Failure scenarios

03/26/2025 Contributors

Planning a complete SnapMirror active sync application architecture requires understanding how SM-as will respond in various planned and unplanned failover scenarios.

For the following examples, assume that site A is configured as the preferred site.

Loss of replication connectivity

If SM-as replication is interrupted, write IO cannot be completed because it would be impossible for a cluster to replicate changes to the opposite site.

Site A (Preferred site)

The result of replication link failure on the preferred site will be an approximate 15 second pause in write IO processing as ONTAP retries replicated write operations before it determines that the replication link is genuinely unreachable. After the 15 seconds elapses, the site A system resumes read and write IO processing. The SAN paths will not change, and the LUNs will remain online.

Site B

Since site B is not the SnapMirror active sync preferred site, its LUN paths will become unavailable after about 15 seconds.

Storage system failure

The result of a storage system failure is nearly identical to the result of losing the replication link. The surviving site should experience a roughly 15 second IO pause. Once that 15 second period elapses, IO will resume on that site as usual.

Loss of the mediator

The mediator service does not directly control storage operations. It functions as an alternate control path between clusters. It exists primarily to automate failover without the risk of a split-brain scenario. In normal operation, each cluster is replicating changes to its partner, and each cluster therefore can verify that the partner cluster is online and serving data. If the replication link failed, replication would cease.

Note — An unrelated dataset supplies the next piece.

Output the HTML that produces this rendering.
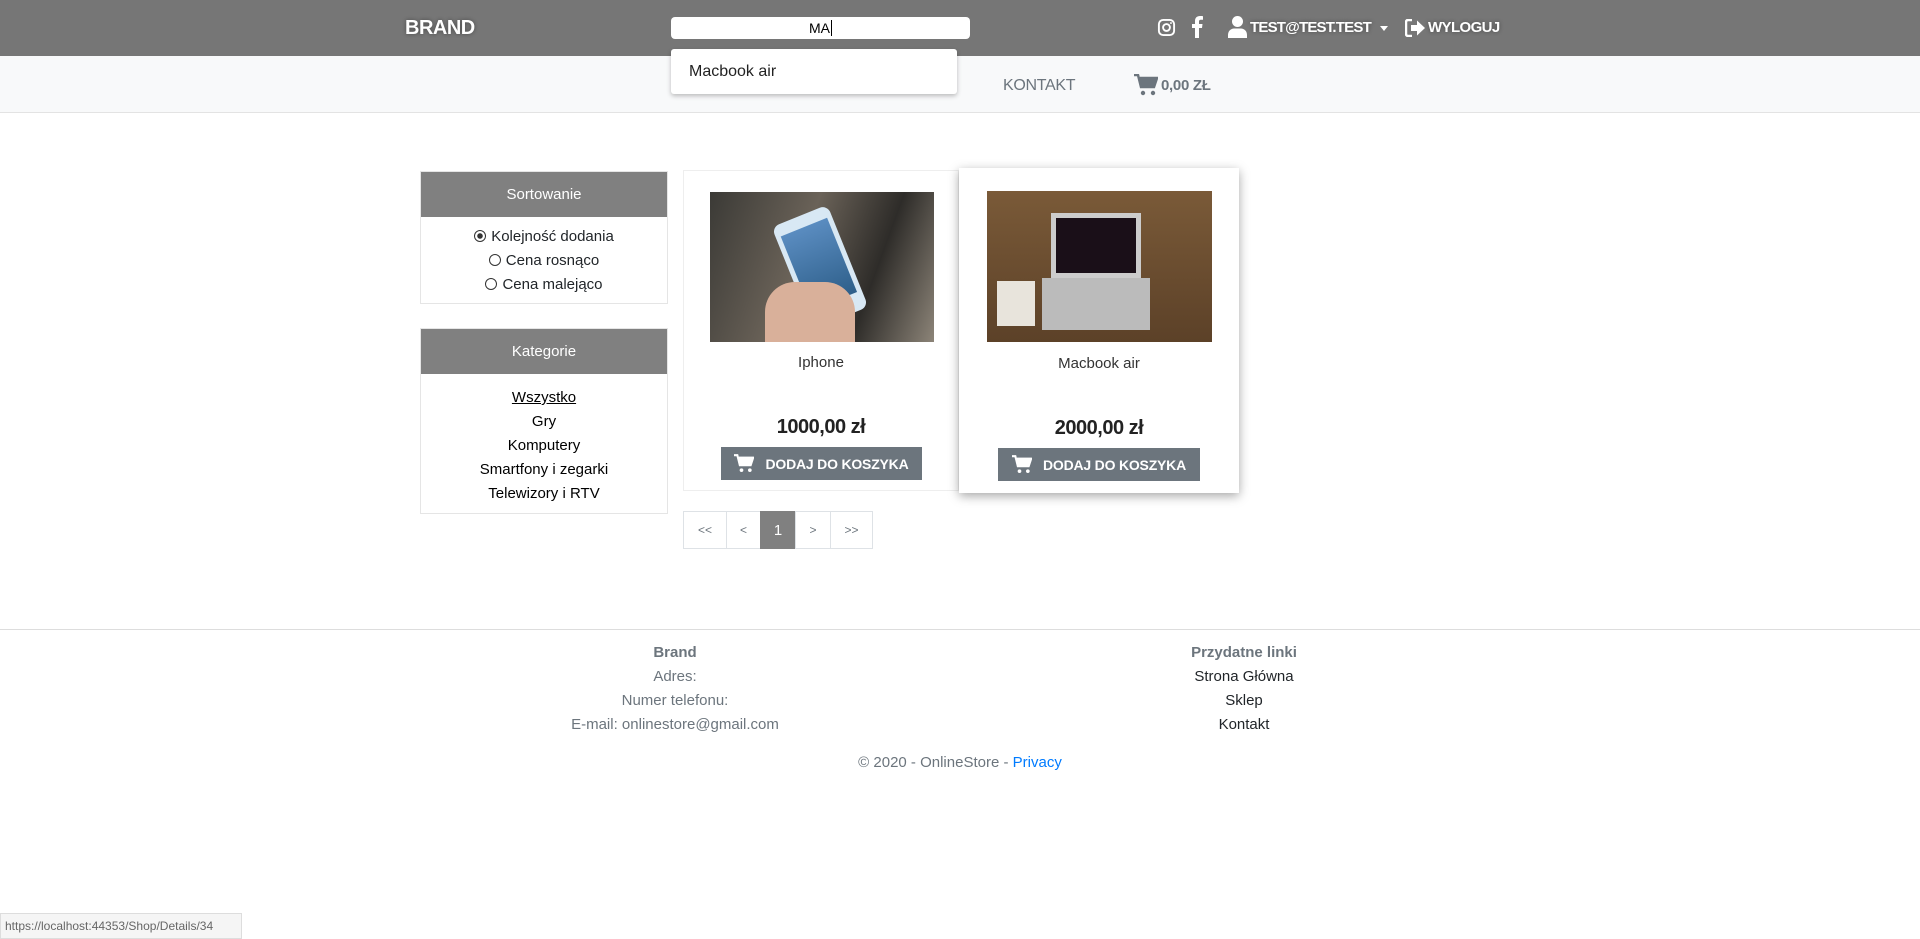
<!DOCTYPE html>
<html><head><meta charset="utf-8"><style>
*{box-sizing:border-box;margin:0;padding:0}
body{width:1920px;height:939px;position:relative;background:#fff;font-family:"Liberation Sans",sans-serif;color:#212529;font-size:15px;overflow:hidden}
.a{position:absolute}
.nav{left:0;top:0;width:1920px;height:56px;background:#767676}
.w{color:#fff;font-weight:bold;text-shadow:0 0 4px rgba(0,0,0,.4)}
.bar{left:0;top:56px;width:1920px;height:57px;background:#f8f9fa;border-bottom:1px solid #e3e3e3}
.panel{border:1px solid #e5e5e5;background:#fff}
.ph{background:#808080;color:#fff;text-align:center;font-size:15px}
.c{text-align:center}
.card{background:#fff}
.btn{background:#6c757d;color:#fff;font-size:14px;font-weight:bold;display:flex;align-items:center;justify-content:center;gap:11px;letter-spacing:-.2px}
.pg{border:1px solid #dee2e6;color:#6c757d;font-size:12px;display:flex;align-items:center;justify-content:center;height:38px;top:511px}
.ft{color:#6c757d;text-align:center;font-size:15px}
</style></head><body>
<div class="a nav"></div>
<div class="a w" style="left:405px;top:17px;font-size:20px;letter-spacing:-.5px">BRAND</div>
<div class="a" style="left:671px;top:17px;width:299px;height:22px;background:#fff;border-radius:4px;text-align:center;font-size:14px;line-height:22px;color:#000">MA<span style="border-left:1px solid #000;margin-left:1px"></span></div>
<div class="a bar"></div>
<div class="a" style="left:671px;top:49px;width:286px;height:45px;background:#fff;border-radius:3px;box-shadow:0 2px 5px rgba(0,0,0,.25);font-size:16px;padding:14px 18px;color:#222">Macbook air</div>
<svg class="a" style="left:1157px;top:18px" width="19" height="19" viewBox="0 0 20 20"><rect x="2" y="2" width="16" height="16" rx="4.5" fill="none" stroke="#fff" stroke-width="2"/><circle cx="10" cy="10" r="3.6" fill="none" stroke="#fff" stroke-width="2"/><circle cx="14.7" cy="5.3" r="1" fill="#fff"/></svg>
<svg class="a" style="left:1191px;top:16px" width="12" height="22" viewBox="0 0 12 22"><path d="M8 22V12h3l.5-4H8V5.5c0-1 .4-1.8 1.9-1.8H12V.2C11.5.1 10.3 0 9 0 6 0 4 1.8 4 5.1V8H1v4h3v10z" fill="#fff"/></svg>
<svg class="a" style="left:1228px;top:16px" width="19" height="22" viewBox="0 0 19 22"><circle cx="9.5" cy="5.5" r="5.5" fill="#fff"/><path d="M0 22v-3c0-4 3-6.5 6-6.5h7c3 0 6 2.5 6 6.5v3z" fill="#fff"/></svg>
<div class="a w" style="left:1250px;top:19px;font-size:15px;letter-spacing:-.8px">TEST@TEST.TEST</div>
<div class="a" style="left:1380px;top:26px;border:4px solid transparent;border-top:5px solid #fff;border-bottom:0"></div>
<svg class="a" style="left:1405px;top:19px" width="21" height="18" viewBox="0 0 21 18"><path d="M7 1H3a2 2 0 0 0-2 2v12a2 2 0 0 0 2 2h4" fill="none" stroke="#fff" stroke-width="2.5"/><path d="M6 6h6V1.5L20 9l-8 7.5V12H6z" fill="#fff"/></svg>
<div class="a w" style="left:1428px;top:19px;font-size:15px;letter-spacing:-.6px">WYLOGUJ</div>
<div class="a" style="left:1003px;top:77px;color:#6c757d;font-size:16px;letter-spacing:-.3px">KONTAKT</div>
<svg class="a" style="left:1134px;top:74px" width="24" height="22" viewBox="0 0 24 22"><path d="M0 1h4l3 12h13l3-9H6" fill="none" stroke="#6c757d" stroke-width="2.5"/><path d="M5 3h18l-3 10H8z" fill="#6c757d"/><circle cx="9" cy="19" r="2.2" fill="#6c757d"/><circle cx="19" cy="19" r="2.2" fill="#6c757d"/></svg>
<div class="a" style="left:1161px;top:77px;color:#6c757d;font-size:15px;font-weight:bold;letter-spacing:-.3px">0,00 ZŁ</div>

<div class="a panel" style="left:420px;top:171px;width:248px;height:133px">
<div class="ph" style="height:45px;line-height:46px">Sortowanie</div>
<div class="c" style="padding-top:8px;line-height:24px;font-size:15px">
<div><span style="display:inline-block;width:12px;height:12px;border:1px solid #333;border-radius:50%;vertical-align:-1px;margin-right:5px;background:radial-gradient(#333 2.5px,transparent 3px)"></span>Kolejność dodania</div>
<div><span style="display:inline-block;width:12px;height:12px;border:1px solid #333;border-radius:50%;vertical-align:-1px;margin-right:5px"></span>Cena rosnąco</div>
<div><span style="display:inline-block;width:12px;height:12px;border:1px solid #333;border-radius:50%;vertical-align:-1px;margin-right:5px"></span>Cena malejąco</div></div></div>

<div class="a panel" style="left:420px;top:328px;width:248px;height:186px">
<div class="ph" style="height:45px;line-height:46px">Kategorie</div>
<div class="c" style="padding-top:12px;line-height:24px;font-size:15px;color:#000">
<div style="text-decoration:underline">Wszystko</div><div>Gry</div><div>Komputery</div><div>Smartfony i zegarki</div><div>Telewizory i RTV</div></div></div>

<div class="a card" style="left:683px;top:170px;width:276px;height:321px;border:1px solid #eee"></div>
<div class="a" style="left:710px;top:192px;width:224px;height:150px;background:linear-gradient(110deg,#3b3a36,#6a6258 40%,#2e2c29 70%,#8c8478)"><div class="a" style="left:80px;top:20px;width:60px;height:110px;background:#d8e8f4;border-radius:8px;transform:rotate(-22deg)"><div style="margin:12px 5px;height:80px;background:linear-gradient(#5a8cc0,#2e5f8a)"></div></div><div class="a" style="left:55px;top:90px;width:90px;height:60px;background:#d9b09a;border-radius:30px 30px 0 0"></div></div>
<div class="a c" style="left:683px;top:354px;width:276px;font-size:15px;color:#333">Iphone</div>
<div class="a c" style="left:683px;top:416px;width:276px;font-size:20px;font-weight:bold;color:#222;letter-spacing:-.5px">1000,00 zł</div>
<div class="a btn" style="left:721px;top:447px;width:201px;height:33px"><svg width="20" height="19" viewBox="0 0 24 22"><path d="M0 1h4l3 12h13l3-9H6" fill="none" stroke="#fff" stroke-width="2.5"/><path d="M5 3h18l-3 10H8z" fill="#fff"/><circle cx="9" cy="19" r="2.2" fill="#fff"/><circle cx="19" cy="19" r="2.2" fill="#fff"/></svg>DODAJ DO KOSZYKA</div>

<div class="a card" style="left:959px;top:168px;width:280px;height:325px;box-shadow:0 3px 10px rgba(0,0,0,.35)"></div>
<div class="a" style="left:987px;top:191px;width:225px;height:151px;background:linear-gradient(#7a5a38,#5c4128)"><div class="a" style="left:64px;top:22px;width:90px;height:65px;background:#1a0f18;border:5px solid #ccc"></div><div class="a" style="left:55px;top:87px;width:108px;height:52px;background:#bbb"></div><div class="a" style="left:10px;top:90px;width:38px;height:45px;background:#e8e4dc"></div></div>
<div class="a c" style="left:959px;top:355px;width:280px;font-size:15px;color:#333">Macbook air</div>
<div class="a c" style="left:959px;top:417px;width:280px;font-size:20px;font-weight:bold;color:#222;letter-spacing:-.5px">2000,00 zł</div>
<div class="a btn" style="left:998px;top:448px;width:202px;height:33px"><svg width="20" height="19" viewBox="0 0 24 22"><path d="M0 1h4l3 12h13l3-9H6" fill="none" stroke="#fff" stroke-width="2.5"/><path d="M5 3h18l-3 10H8z" fill="#fff"/><circle cx="9" cy="19" r="2.2" fill="#fff"/><circle cx="19" cy="19" r="2.2" fill="#fff"/></svg>DODAJ DO KOSZYKA</div>

<div class="a pg" style="left:683px;width:44px">&lt;&lt;</div>
<div class="a pg" style="left:726px;width:35px">&lt;</div>
<div class="a pg" style="left:760px;width:36px;background:#808080;border-color:#808080;color:#fff;font-size:15px">1</div>
<div class="a pg" style="left:795px;width:36px">&gt;</div>
<div class="a pg" style="left:830px;width:43px">&gt;&gt;</div>

<div class="a" style="left:0;top:629px;width:1920px;border-top:1px solid #ddd"></div>
<div class="a ft" style="left:475px;top:641px;width:400px;line-height:24px"><b>Brand</b><br>Adres:<br>Numer telefonu:<br>E-mail: onlinestore@gmail.com</div>
<div class="a ft" style="left:1044px;top:641px;width:400px;line-height:24px"><b>Przydatne linki</b><br><span style="color:#212529">Strona Główna<br>Sklep<br>Kontakt</span></div>
<div class="a ft" style="left:660px;top:754px;width:600px">© 2020 - OnlineStore - <span style="color:#007bff">Privacy</span></div>
<div class="a" style="left:0;top:913px;width:242px;height:26px;background:#f5f5f5;border:1px solid #ddd;font-size:12px;color:#666;line-height:24px;padding-left:4px">https://localhost:44353/Shop/Details/34</div>
</body></html>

The reason a mediator is required for safe automated failover is because it would otherwise be impossible for a storage cluster to be able to determine whether loss of bidirectional communication was the result of a network outage or actual storage failure.

The mediator provides an alternate path for each cluster to verify the health of its partner. The scenarios are as follows:

If a cluster can contact its partner directly, replication services are operational. No action required.
If a preferred site cannot contact its partner directly or via the mediator, it will assume the partner is either actually unavailable or was isolated and has taken its LUN paths offline. The preferred site will then proceed to release the RPO=0 state and continue processing both read and write IO.
If a non-preferred site cannot contact its partner directly, but can contact it via the mediator, it will take its paths offline and await the return of the replication connection.
If a non-preferred site cannot contact its partner directly or via an operational mediator, it will assume the partner is either actually unavailable or was isolated and has taken its LUN paths offline. The non-preferred site will then proceed to release the RPO=0 state and continue processing both read and write IO. It will assume the role of the replication source and will become the new preferred site.

If the mediator is wholly unavailable:

Failure of replication services for any reason, including failure of the nonpreferred site or storage system, will result in the preferred site releasing the RPO=0 state and resuming read and write IO processing. The non-preferred site will take its paths offline.
Failure of the preferred site will result in an outage because the non-preferred site will be unable to verify that the opposite site is truly offline and therefore it would not be safe for the nonpreferred site to resume services.

Restoring services

After a failure is resolved, such as restoring site-to-site connectivity or powering on a failed system, the SnapMirror active sync endpoints will automatically detect the presence of a faulty replication relationship and bring it back to an RPO=0 state. Once synchronous replication is reestablished, the failed paths will come online again.

In many cases, clustered applications will automatically detect the return of failed paths, and those applications will also come back online. In other cases, a host-level SAN scan may be required, or applications may need to be brought back online manually. It depends on the application and how it is configured, and in general such tasks can be easily automated. ONTAP itself is self-healing and should not require any user intervention to resume RPO=0 storage operations.

Manual failover

Changing the preferred site requires a simple operation. IO will pause for a second or two as authority over replication behavior switches between clusters, but IO is otherwise unaffected.